ぼうけん

 14日から16日まで、山口の義父母のところ。
 15日はみんなで秋吉台秋芳洞に行った。秋吉台は車で通ったことはあるが、秋芳洞ははじめて。子どもが怖がるんじゃないか、とか言っていたが、大丈夫だよ、おっきなトンネルって言えばいいよ、と言い張ったのは私。秋芳洞、行きたかったのだ。

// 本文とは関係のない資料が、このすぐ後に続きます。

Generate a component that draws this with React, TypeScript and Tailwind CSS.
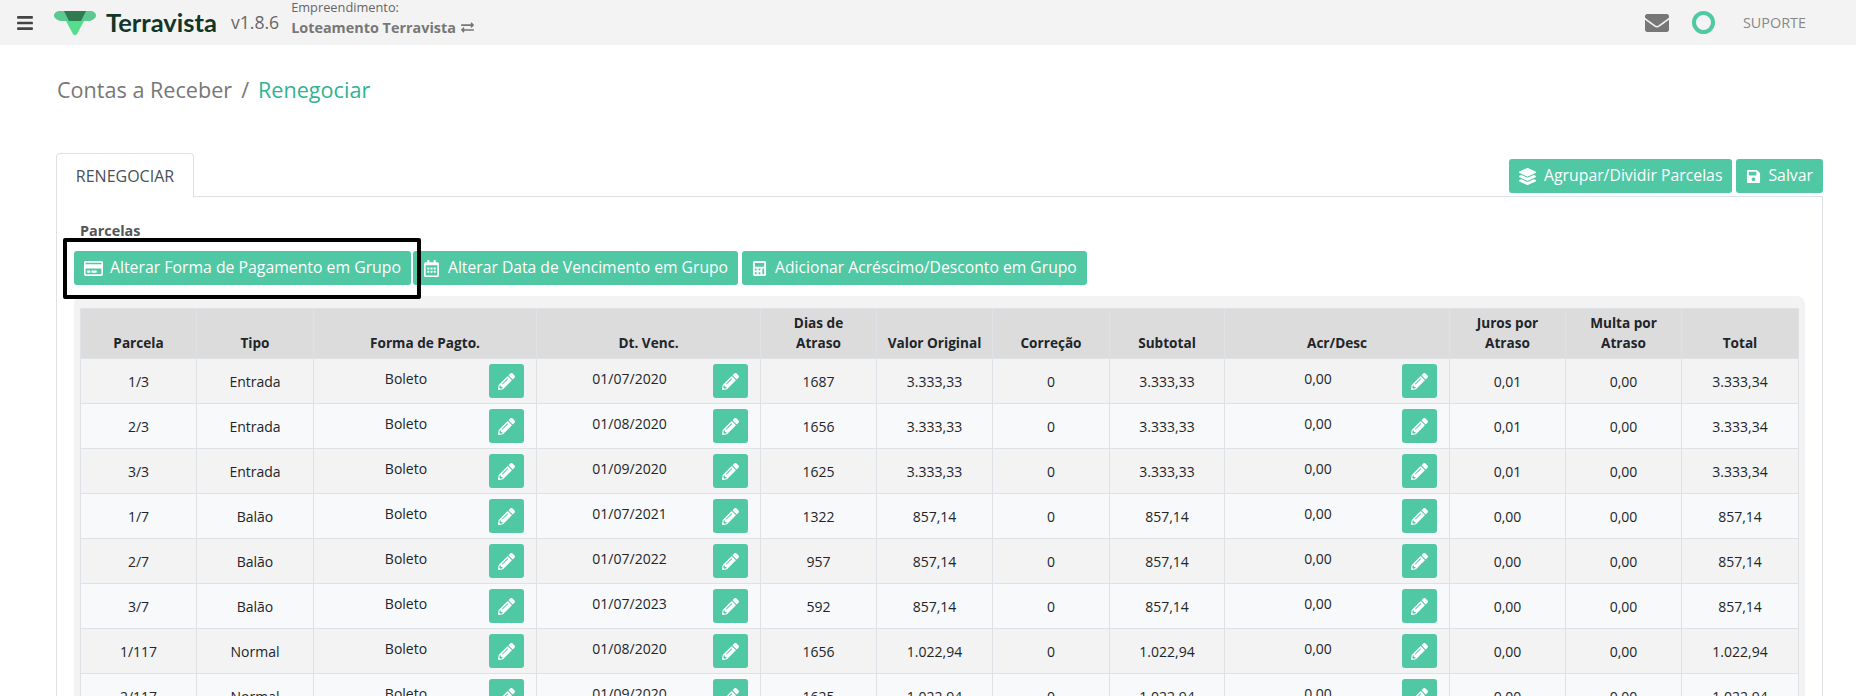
import {
  FaBars,
  FaCalculator,
  FaEnvelope,
  FaExchangeAlt,
  FaLayerGroup,
  FaPencilAlt,
  FaRegCalendarAlt,
  FaRegCreditCard,
  FaSave,
} from "react-icons/fa"

const rows = [
  ["1/3", "Entrada", "01/07/2020", "1687", "3.333,33", "3.333,33", "0,01", "3.333,34"],
  ["2/3", "Entrada", "01/08/2020", "1656", "3.333,33", "3.333,33", "0,01", "3.333,34"],
  ["3/3", "Entrada", "01/09/2020", "1625", "3.333,33", "3.333,33", "0,01", "3.333,34"],
  ["1/7", "Balão", "01/07/2021", "1322", "857,14", "857,14", "0,00", "857,14"],
  ["2/7", "Balão", "01/07/2022", "957", "857,14", "857,14", "0,00", "857,14"],
  ["3/7", "Balão", "01/07/2023", "592", "857,14", "857,14", "0,00", "857,14"],
  ["1/117", "Normal", "01/08/2020", "1656", "1.022,94", "1.022,94", "0,00", "1.022,94"],
  ["2/117", "Normal", "01/09/2020", "1625", "1.022,94", "1.022,94", "0,00", "1.022,94"],
]

const Logo = () => (
  <svg width="44" height="26" viewBox="0 0 44 26" className="ml-[19px] shrink-0">
    <path d="M7 1h30c3.500 0 6 2 6 4.500S40 10 37 11H7C4 10 1 8 1 5.500S3.500 1 7 1z" fill="#5cc990" />
    <path d="M11 1h22l-5 10H16z" fill="#2f7a50" />
    <path d="M13 11h18L24 24c-1 1.500-3 1.500-4 0z" fill="#55dd8c" />
  </svg>
)

const EditCell = ({ text }: { text: string }) => (
  <td className="border border-[#dee2e6] px-3 align-top pt-[5px]">
    <div className="flex items-start">
      <span className="flex-1 text-center pt-[4px] pr-[3px]">{text}</span>
      <button className="w-[35px] h-[34px] rounded-[3px] bg-[#50c8a3] text-white flex items-center justify-center">
        <FaPencilAlt className="text-[17px]" />
      </button>
    </div>
  </td>
)

const Th = ({ children }: { children: React.ReactNode }) => (
  <th className="border border-[#dee2e6] px-2 pb-[5px] align-bottom text-center font-bold leading-[20px] text-[13.600px]">
    {children}
  </th>
)

const Td = ({ children }: { children: React.ReactNode }) => (
  <td className="border border-[#dee2e6] px-2 text-center align-middle">{children}</td>
)

const GreenButton = ({
  icon,
  label,
  size = "text-[15.800px]",
}: {
  icon: React.ReactNode
  label: string
  size?: string
}) => (
  <button className={`h-[34px] px-[10px] rounded-[3px] bg-[#50c8a3] text-white flex items-center gap-[8px] whitespace-nowrap ${size}`}>
    {icon}
    {label}
  </button>
)

export default function App() {
  return (
    <div className="h-[696px] overflow-hidden bg-white font-['Open_Sans',sans-serif] text-[#212529]">
      <header className="h-[45px] bg-[#f3f3f3] flex items-center">
        <FaBars className="ml-[16px] text-[#444] text-[18px] shrink-0" />
        <Logo />
        <span className="ml-[9px] font-['Lato',sans-serif] font-bold text-[25.500px] leading-none text-[#12352a]">Terravista</span>
        <span className="ml-[14px] text-[17.600px] text-[#666]">v1.8.6</span>
        <div className="ml-[12px] flex flex-col text-[#777] -mt-[9px]">
          <span className="text-[12.800px] leading-[19px] text-[#666]">Empreendimento:</span>
          <span className="text-[14.400px] leading-[22px] font-bold flex items-center gap-[5px]">
            Loteamento Terravista
            <FaExchangeAlt className="text-[13px] font-normal" />
          </span>
        </div>
        <div className="ml-auto flex items-center">
          <FaEnvelope className="text-[#777] text-[24px]" />
          <span className="ml-[23px] w-[23px] h-[23px] rounded-full border-[4px] border-[#50c8a3]" />
          <span className="ml-[28px] mr-[50px] text-[14.400px] text-[#888]">SUPORTE</span>
        </div>
      </header>

      <main className="pl-[56px] pr-[33px]">
        <div className="mt-[30px] ml-px h-[30px] flex items-center text-[21.600px]">
          <span className="text-[#777]">Contas a Receber</span>
          <span className="mx-[9px] text-[#777]">/</span>
          <span className="text-[#2fb392]">Renegociar</span>
        </div>

        <div className="mt-[48px] flex items-end justify-between">
          <div className="relative -mb-px h-[45px] w-[138px] border border-b-0 border-[#dee2e6] rounded-t-[4px] bg-white flex items-center justify-center text-[16px] text-[#495057]">
            RENEGOCIAR
          </div>
          <div className="flex gap-[4px] pb-[4px]">
            <GreenButton icon={<FaLayerGroup className="text-[17px]" />} label="Agrupar/Dividir Parcelas" />
            <GreenButton icon={<FaSave className="text-[15px] -mr-px" />} label="Salvar" />
          </div>
        </div>

        <section className="-mt-px border border-[#dee2e6] pt-[24px] px-[17px]">
          <div className="ml-[6px] text-[14.400px] leading-[20px] font-bold text-[#555]">Parcelas</div>

          <div className="mt-[10px] flex gap-[2px]">
            <div className="relative">
              <GreenButton icon={<FaRegCreditCard className="text-[19px] -mr-px" />} label="Alterar Forma de Pagamento em Grupo" />
              <div className="absolute -top-[13px] -left-[11px] -right-[10px] -bottom-[14px] border-[4px] border-black rounded-[2px] pointer-events-none z-10" />
            </div>
            <GreenButton size="text-[15.700px]" icon={<FaRegCalendarAlt className="text-[17px]" />} label="Alterar Data de Vencimento em Grupo" />
            <GreenButton size="text-[15.700px] ml-[2px]" icon={<FaCalculator className="text-[15px]" />} label="Adicionar Acréscimo/Desconto em Grupo" />
          </div>

          <div className="mt-[11px] bg-[#f3f3f3] rounded-t-[8px] pt-[12px] px-[6px]">
            <table className="table-fixed border-collapse w-[1719px] text-[14px]">
              <colgroup>
                <col className="w-[116px]" />
                <col className="w-[117px]" />
                <col className="w-[223px]" />
                <col className="w-[224px]" />
                <col className="w-[116px]" />
                <col className="w-[116px]" />
                <col className="w-[117px]" />
                <col className="w-[115px]" />
                <col className="w-[225px]" />
                <col className="w-[116px]" />
                <col className="w-[116px]" />
                <col className="w-[117px]" />
              </colgroup>
              <thead>
                <tr className="h-[50px] bg-[#dcdcdc]">
                  <Th>Parcela</Th>
                  <Th>Tipo</Th>
                  <Th>Forma de Pagto.</Th>
                  <Th>Dt. Venc.</Th>
                  <Th>Dias de<br />Atraso</Th>
                  <Th>Valor Original</Th>
                  <Th>Correção</Th>
                  <Th>Subtotal</Th>
                  <Th>Acr/Desc</Th>
                  <Th>Juros por<br />Atraso</Th>
                  <Th>Multa por<br />Atraso</Th>
                  <Th>Total</Th>
                </tr>
              </thead>
              <tbody>
                {rows.map((r, i) => (
                  <tr key={r[0]} className={`h-[45px] ${i % 2 === 0 ? "bg-[#f3f3f3]" : "bg-[#f8f9fa]"}`}>
                    <Td>{r[0]}</Td>
                    <Td>{r[1]}</Td>
                    <EditCell text="Boleto" />
                    <EditCell text={r[2]} />
                    <Td>{r[3]}</Td>
                    <Td>{r[4]}</Td>
                    <Td>0</Td>
                    <Td>{r[5]}</Td>
                    <EditCell text="0,00" />
                    <Td>{r[6]}</Td>
                    <Td>0,00</Td>
                    <Td>{r[7]}</Td>
                  </tr>
                ))}
              </tbody>
            </table>
          </div>
        </section>
      </main>
    </div>
  )
}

 入り口では、パパに抱っこされてこわがっていたが、「おっきなトンネルだよ、ぼうけんしよう」と言うと、「トンネル、ぼうけん」とうれしそうになった。トンネルは好きなのだ。ちびさん、だんだん元気が出てきて、途中からは自分で歩き出し、階段ものぼり、転んでも立ち上がり、がんばって「ぼうけん」しましたね。

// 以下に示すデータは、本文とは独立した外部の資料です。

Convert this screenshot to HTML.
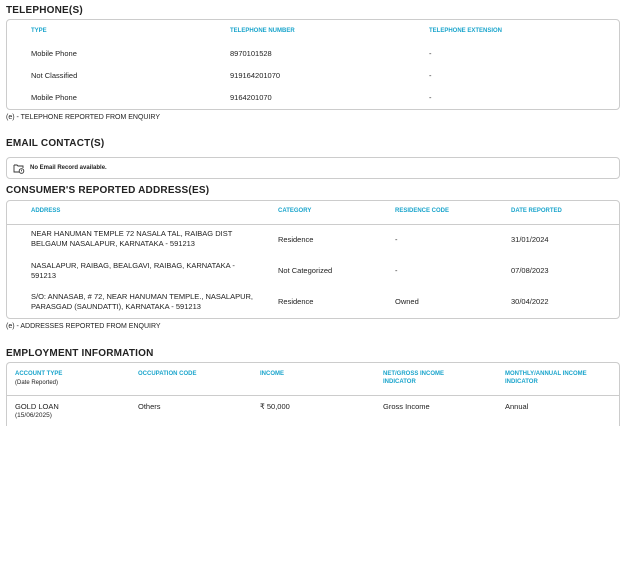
<!DOCTYPE html>
<html><head><style>
*{margin:0;padding:0;box-sizing:border-box}
body{width:632px;height:582px;background:#fff;font-family:"Liberation Sans",sans-serif;color:#222;position:relative;overflow:hidden}
.a{position:absolute;white-space:nowrap}
.t{font-size:10px;font-weight:bold;color:#222;letter-spacing:0.2px}
.h{font-size:6px;font-weight:bold;color:#1ba5cc;line-height:7.5px}
.d{font-size:7.5px;line-height:10px;color:#222}
.box{position:absolute;border:1px solid #ccc;border-radius:4px}
</style></head><body>
<div class="a t" style="left:6px;top:5px">TELEPHONE(S)</div>
<div class="box" style="left:6px;top:19px;width:614px;height:91px"></div>
<div class="a h" style="left:31px;top:28px">TYPE</div>
<div class="a h" style="left:230px;top:28px">TELEPHONE NUMBER</div>
<div class="a h" style="left:429px;top:28px">TELEPHONE EXTENSION</div>
<div class="a d" style="left:31px;top:49px">Mobile Phone</div>
<div class="a d" style="left:230px;top:49px">8970101528</div>
<div class="a d" style="left:429px;top:49px">-</div>
<div class="a d" style="left:31px;top:71px">Not Classified</div>
<div class="a d" style="left:230px;top:71px">919164201070</div>
<div class="a d" style="left:429px;top:71px">-</div>
<div class="a d" style="left:31px;top:93px">Mobile Phone</div>
<div class="a d" style="left:230px;top:93px">9164201070</div>
<div class="a d" style="left:429px;top:93px">-</div>
<div class="a d" style="left:6px;top:113px;font-size:7px">(e) - TELEPHONE REPORTED FROM ENQUIRY</div>

<div class="a t" style="left:6px;top:138px">EMAIL CONTACT(S)</div>
<div class="box" style="left:6px;top:157px;width:614px;height:22px"></div>
<svg class="a" style="left:13px;top:163px" width="12" height="11" viewBox="0 0 12 11"><path d="M1 2h3l1 1h5v2M1 2v7h5" fill="none" stroke="#333" stroke-width="0.9"/><circle cx="8.5" cy="8" r="2.3" fill="#fff" stroke="#333" stroke-width="0.9"/><path d="M8.5 6.8v1.6" stroke="#333" stroke-width="0.8"/></svg>
<div class="a d" style="left:30px;top:163px;font-size:6px;font-weight:bold">No Email Record available.</div>

<div class="a t" style="left:6px;top:185px">CONSUMER'S REPORTED ADDRESS(ES)</div>
<div class="box" style="left:6px;top:200px;width:614px;height:119px"></div>
<div class="a" style="left:7px;top:224px;width:612px;height:1px;background:#ccc"></div>
<div class="a h" style="left:31px;top:208px">ADDRESS</div>
<div class="a h" style="left:278px;top:208px">CATEGORY</div>
<div class="a h" style="left:395px;top:208px">RESIDENCE CODE</div>
<div class="a h" style="left:511px;top:208px">DATE REPORTED</div>
<div class="a d" style="left:31px;top:229px">NEAR HANUMAN TEMPLE 72 NASALA TAL, RAIBAG DIST<br>BELGAUM NASALAPUR, KARNATAKA - 591213</div>
<div class="a d" style="left:278px;top:235px">Residence</div>
<div class="a d" style="left:395px;top:235px">-</div>
<div class="a d" style="left:511px;top:235px">31/01/2024</div>
<div class="a d" style="left:31px;top:261px">NASALAPUR, RAIBAG, BEALGAVI, RAIBAG, KARNATAKA -<br>591213</div>
<div class="a d" style="left:278px;top:266px">Not Categorized</div>
<div class="a d" style="left:395px;top:266px">-</div>
<div class="a d" style="left:511px;top:266px">07/08/2023</div>
<div class="a d" style="left:31px;top:292px">S/O: ANNASAB, # 72, NEAR HANUMAN TEMPLE., NASALAPUR,<br>PARASGAD (SAUNDATTI), KARNATAKA - 591213</div>
<div class="a d" style="left:278px;top:297px">Residence</div>
<div class="a d" style="left:395px;top:297px">Owned</div>
<div class="a d" style="left:511px;top:297px">30/04/2022</div>
<div class="a d" style="left:6px;top:322px;font-size:7px">(e) - ADDRESSES REPORTED FROM ENQUIRY</div>

<div class="a t" style="left:6px;top:348px">EMPLOYMENT INFORMATION</div>
<div class="a" style="left:6px;top:362px;width:614px;height:70px;border:1px solid #ccc;border-bottom:none;border-radius:4px 4px 0 0"></div>
<div class="a" style="left:7px;top:395px;width:612px;height:1px;background:#ccc"></div>
<div class="a" style="left:0;top:426px;width:632px;height:20px;background:#fff"></div>
<div class="a h" style="left:15px;top:371px">ACCOUNT TYPE</div>
<div class="a d" style="left:15px;top:378px;font-size:6px">(Date Reported)</div>
<div class="a h" style="left:138px;top:371px">OCCUPATION CODE</div>
<div class="a h" style="left:260px;top:371px">INCOME</div>
<div class="a h" style="left:383px;top:371px">NET/GROSS INCOME<br>INDICATOR</div>
<div class="a h" style="left:505px;top:371px">MONTHLY/ANNUAL INCOME<br>INDICATOR</div>
<div class="a d" style="left:15px;top:402px">GOLD LOAN</div>
<div class="a d" style="left:15px;top:411px;font-size:6.5px">(15/06/2025)</div>
<div class="a d" style="left:138px;top:402px">Others</div>
<div class="a d" style="left:260px;top:402px">₹ 50,000</div>
<div class="a d" style="left:383px;top:402px">Gross Income</div>
<div class="a d" style="left:505px;top:402px">Annual</div>
</body></html>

 外は焼けるように暑かったが、洞窟のなかはとても涼しい。はじめてここにもぐった人は、地獄をのぞいたと思っただろうか。圧倒的だった。

 秋吉台を通って、長門、青海島まで行った。昔、一度行ったことがあるのだが、なんだかすっかり様変わりしていて、もう15年以上過ぎているのだと気づいた。長門はいまは童謡詩人の金子みすずのふるさととして知られるようになった。そこここで、彼女の名前が目にとまる。青海島の民宿で義父がうにとさざえの釜飯をごちそうしてくれる。とんでもなくおいしい。
 海が、すごい青さで、見ているとこちらの体まで青く染まりそうだ。近くの海に降りたけれど、子どもは波がこわい。石をぽちゃんぽちゃん投げて遊んでいた。くじら資料館をみて帰る。

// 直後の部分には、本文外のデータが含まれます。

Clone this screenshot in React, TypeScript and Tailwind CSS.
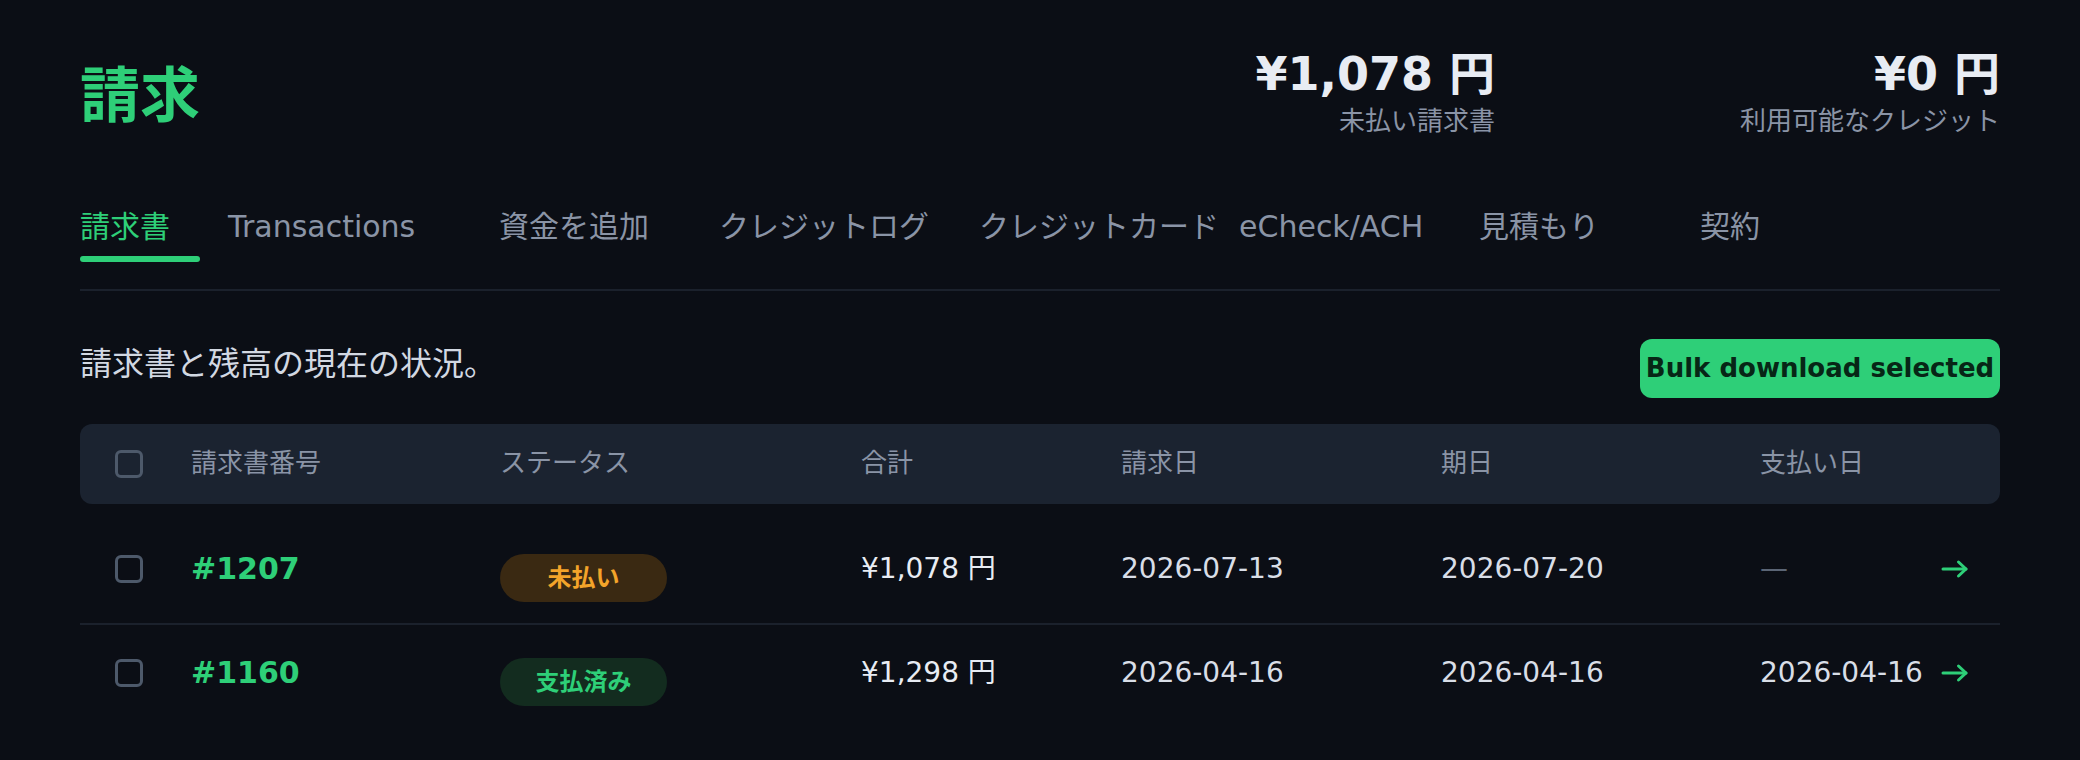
import { useState } from "react";

const tabs = [
  { label: "請求書", w: "w-[120px]", active: true },
  { label: "Transactions", w: "w-[243px]" },
  { label: "資金を追加", w: "w-[192px]" },
  { label: "クレジットログ", w: "w-[232px]" },
  { label: "クレジットカード", w: "w-[232px]" },
  { label: "eCheck/ACH", w: "w-[212px]" },
  { label: "見積もり", w: "w-[193px]" },
  { label: "契約", w: "w-[120px]" },
];

const invoices = [
  { id: "#1207", status: "unpaid", total: "¥1,078 円", issued: "2026-07-13", due: "2026-07-20", paid: null, row: "h-[110px] border-b-2 border-[#1b212c]" },
  { id: "#1160", status: "paid", total: "¥1,298 円", issued: "2026-04-16", due: "2026-04-16", paid: "2026-04-16", row: "h-[96px]" },
];

function Checkbox() {
  return <span className="block w-[28px] h-[28px] rounded-[6px] border-[3px] border-[#4d596a]" />;
}

function Arrow() {
  return (
    <svg width="28" height="22" viewBox="0 0 28 22" fill="none" stroke="#2ecf78" strokeWidth="3" strokeLinecap="round" strokeLinejoin="round">
      <path d="M2 11h23" />
      <path d="M17.5 4l7.5 7-7.5 7" />
    </svg>
  );
}

function StatusBadge({ status }: { status: string }) {
  if (status === "paid") {
    return (
      <span className="mt-[18px] inline-flex items-center justify-center w-[167px] h-[48px] rounded-full bg-[#132c1f] text-[#2ecf78] text-[24px] font-bold">
        支払済み
      </span>
    );
  }
  return (
    <span className="mt-[18px] inline-flex items-center justify-center w-[167px] h-[48px] rounded-full bg-[#3a2912] text-[#f3a42a] text-[24px] font-bold">
      未払い
    </span>
  );
}

export default function App() {
  const [activeTab] = useState(0);

  return (
    <div className="min-h-screen w-full bg-[#0b0e15] px-[80px] pt-[48px] font-['DejaVu_Sans','Noto_Sans_CJK_JP',sans-serif]">
      {/* header: title + balances */}
      <div className="flex items-center justify-between">
        <h1 className="mt-[6px] text-[60px] leading-none font-bold text-[#2ecf78]">請求</h1>
        <div className="flex items-start gap-[245px]">
          <div className="flex flex-col items-end">
            <span className="text-[46px] leading-[1.15] font-bold text-[#e8ecf3]">¥1,078 円</span>
            <span className="mt-[4px] text-[26px] leading-[1.3] text-[#8a94a6]">未払い請求書</span>
          </div>
          <div className="flex flex-col items-end">
            <span className="text-[46px] leading-[1.15] font-bold text-[#e8ecf3]">¥0 円</span>
            <span className="mt-[4px] text-[26px] leading-[1.3] text-[#8a94a6]">利用可能なクレジット</span>
          </div>
        </div>
      </div>

      {/* tabs */}
      <nav className="mt-[67px] flex gap-[28px] border-b-2 border-[#1b212c] pb-[27px]">
        {tabs.map((t, i) => (
          <div key={t.label} className={`${t.w} flex flex-col`}>
            <span
              className={`text-[30px] leading-[1.4] whitespace-nowrap ${
                i === activeTab ? "text-[#2ecf78]" : "text-[#8a94a6]"
              }`}
            >
              {t.label}
            </span>
            {i === activeTab ? (
              <span className="mt-[8px] h-[6px] w-full rounded-full bg-[#2ecf78]" />
            ) : (
              <span className="mt-[8px] h-[6px]" />
            )}
          </div>
        ))}
      </nav>

      {/* description + bulk action */}
      <div className="mt-[44px] flex items-start justify-between">
        <p className="mt-[5px] text-[32px] leading-[48px] text-[#d2d8e2]">請求書と残高の現在の状況。</p>
        <button className="mt-[4px] h-[59px] w-[360px] rounded-[12px] bg-[#2ecf78] text-[26px] font-bold text-[#072616] whitespace-nowrap">
          Bulk download selected
        </button>
      </div>

      {/* table */}
      <div className="mt-[26px]">
        <div className="grid h-[80px] grid-cols-[111px_309px_361px_260px_320px_319px_1fr] items-center rounded-[12px] bg-[#1b2330] text-[26px] text-[#8a94a6]">
          <div className="pl-[35px]">
            <Checkbox />
          </div>
          <span>請求書番号</span>
          <span>ステータス</span>
          <span>合計</span>
          <span>請求日</span>
          <span>期日</span>
          <span>支払い日</span>
        </div>

        <div className="mt-[11px]">
          {invoices.map((inv) => (
            <div
              key={inv.id}
              className={`grid ${inv.row} grid-cols-[111px_309px_361px_260px_320px_319px_1fr] items-center text-[28px] text-[#d9dee7]`}
            >
              <div className="pl-[35px]">
                <Checkbox />
              </div>
              <span className="text-[30px] font-bold text-[#2ecf78]">{inv.id}</span>
              <div className="flex items-center">
                <StatusBadge status={inv.status} />
              </div>
              <span className="text-[#e8ecf3]">{inv.total}</span>
              <span>{inv.issued}</span>
              <span>{inv.due}</span>
              <div className="flex items-center justify-between pr-[31px]">
                {inv.paid ? <span>{inv.paid}</span> : <span className="text-[#5b6575]">—</span>}
                <Arrow />
              </div>
            </div>
          ))}
        </div>
      </div>
    </div>
  );
}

 中国地方の山間部は、山と田んぼの緑のなかに、家々の赤い瓦屋根が、つくづくきれい。この時間の流れは心地よく、もう都市にはもどれない、と思う。ちびさん、きみはいつか、でてゆくのかもしれないけれど、そうしてきみも、きみ自身の「ぼうけん」をするのだろうけれど。暗いトンネルを通るときも楽しいぼうけんでありますように。